Un prodotto unico e fresco le cui parole chiave sono colore e confort, grazie all’idea di utilizzare un tessuto jersey di felpa da lavorare e trattare come il jeans.

Persino io che non amo i jeans per via delle mie curve su cosce e lato B e che ho sempre preferito le gonne, che mi consentono di essere comoda oltre che femminile, una volta indossati i jeans Praio ne sono stata conquistata.

Ma ci è voluto del tempo a Riccardo Manente per ottenere il risultato attuale e capire come perfezionare e ottimizzare ogni passaggio: per esempio la lavorazione di jeans e il tessuto di felpa inizialmente facevano sì che le cuciture si strappassero durante il lavaggio.
E proprio per conoscere il prodotto a tutto tondo, Riccardo ha studiato da vicino la materia, toccandola con mano e passando molto tempo in fabbrica e in sartoria, per ampliare la sua già rodata conoscenza di marketing e vendita. E parla affascinato e con entusiasmo di numero di lavaggi e tinture e di ore di riposo necessarie per rendere il tessuto più elastico.
Perché Riccardo Manente quello che propone al pubblico lo sente, lo respira e crede in un target consapevole dei suoi sforzi e della sua tensione verso il made in Italy.
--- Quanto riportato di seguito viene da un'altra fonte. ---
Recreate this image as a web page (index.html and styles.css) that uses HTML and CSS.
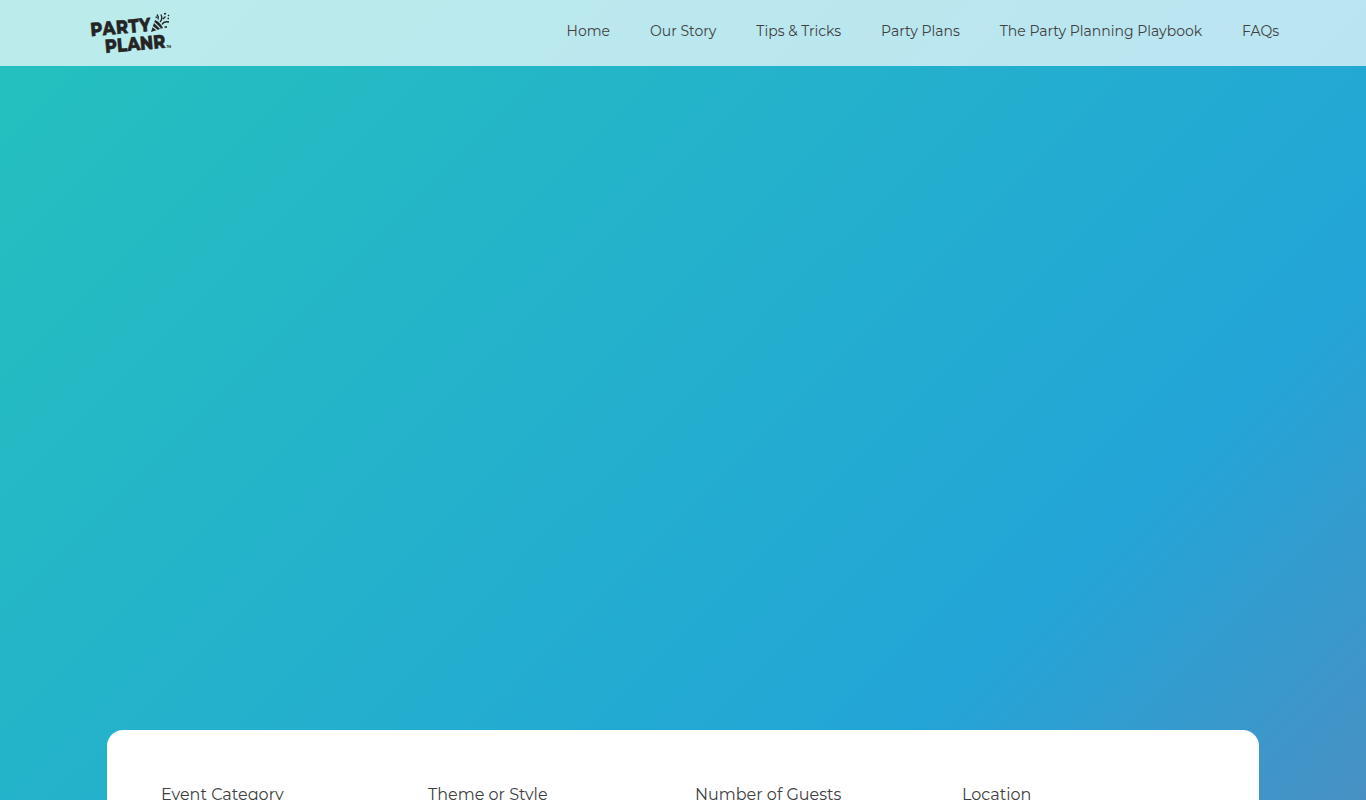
FILE: index.html
```html
<!DOCTYPE html>
<html lang="en">
<head>
<meta charset="utf-8">
<title>Party Planr</title>
<link rel="stylesheet" href="styles.css">
</head>
<body>
<div class="page">
<header class="header">
<a class="brand" aria-label="Party Planr">
<svg class="logo" viewBox="0 0 84 44" width="84" height="44">
<g class="logo-text">
<text textLength="70" lengthAdjust="spacing" transform="translate(2 26.3) rotate(-5) scale(.86 1)">PARTY</text>
<text textLength="70.500" lengthAdjust="spacing" transform="translate(16.5 43) rotate(-5) scale(.86 1)">PLANR</text>
</g>
<path class="ink" d="M62 22 66 10 Q71 12 74 18 Z"/>
<path class="stripe" d="M63.500 16.500 68 20M65.300 12.500 71.500 18.500"/>
<path class="spark" d="M69 9.500Q70 7 68 4.500M71 12Q74 9 72 4.500M73 14.500Q75 11 80 12M74 9 76.500 6.500M75 4 77 3.500M79 5 80 6M78.500 8.500 80 8.500M67 6.500 67.500 8M75.500 17 78 17"/>
<text class="mark" x="77.500" y="38">TM</text>
</svg>
</a>
<nav class="nav">
<a>Home</a>
<a>Our Story</a>
<a>Tips &amp; Tricks</a>
<a>Party Plans</a>
<a>The Party Planning Playbook</a>
<a>FAQs</a>
</nav>
</header>
<main class="hero">
<form class="card">
<label>Event Category</label>
<label>Theme or Style</label>
<label>Number of Guests</label>
<label>Location</label>
</form>
</main>
</div>
</body>
</html>
```
FILE: styles.css
```css
* { box-sizing: border-box; }
body { margin: 0; color: #404040; font-family: Montserrat, Inter, sans-serif; }
.page { display: flex; flex-direction: column; height: 800px; overflow: hidden; background: linear-gradient(135deg, #24c1bd 0%, #23a5d7 75.5%, #4890c4 100%); }
.header { display: flex; justify-content: space-between; flex: 0 0 66px; padding: 10px 87px 0 89px; background: rgba(255,255,255,.69); }
.logo { display: block; overflow: visible; }
.logo-text { font: 800 19px Montserrat, Lato, sans-serif; fill: #242424; stroke: #242424; stroke-width: .5; }
.ink { fill: #242424; }
.stripe { stroke: #b9eae9; stroke-width: 1.1; }
.spark { fill: none; stroke: #242424; stroke-width: 1.3; }
.mark { font: 700 3px Montserrat, sans-serif; fill: #242424; }
.nav { display: flex; gap: 40px; padding-top: 11px; font-size: 14px; line-height: 20px; font-weight: 400; white-space: nowrap; }
.hero { flex: 1; padding: 664px 107px 0; }
.card { display: grid; grid-template-columns: repeat(4, 267px); width: 1152px; height: 400px; padding: 53px 54px; border-radius: 16px; background: #fff; font-size: 16px; line-height: 24px; }
```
Considerato che, come afferma lui stesso, “non basta più il nome, il consumatore nel mondo di internet e dei social è bene informato, bisogna avere qualcosa da comunicare”. E questo è il messaggio che passa anche agli studenti del suo corso di Brand Managment allo IED.
Molti i riconoscimenti e l’interesse, anche internazionale, per questo brand giovane che inventa e sperimenta un nuovo modo di fare e portare i jeans utilizzando il jersey, e che ha esposto di recente al Premium di Berlino e al Super a Milano, in occasione della Milano Fashion Week.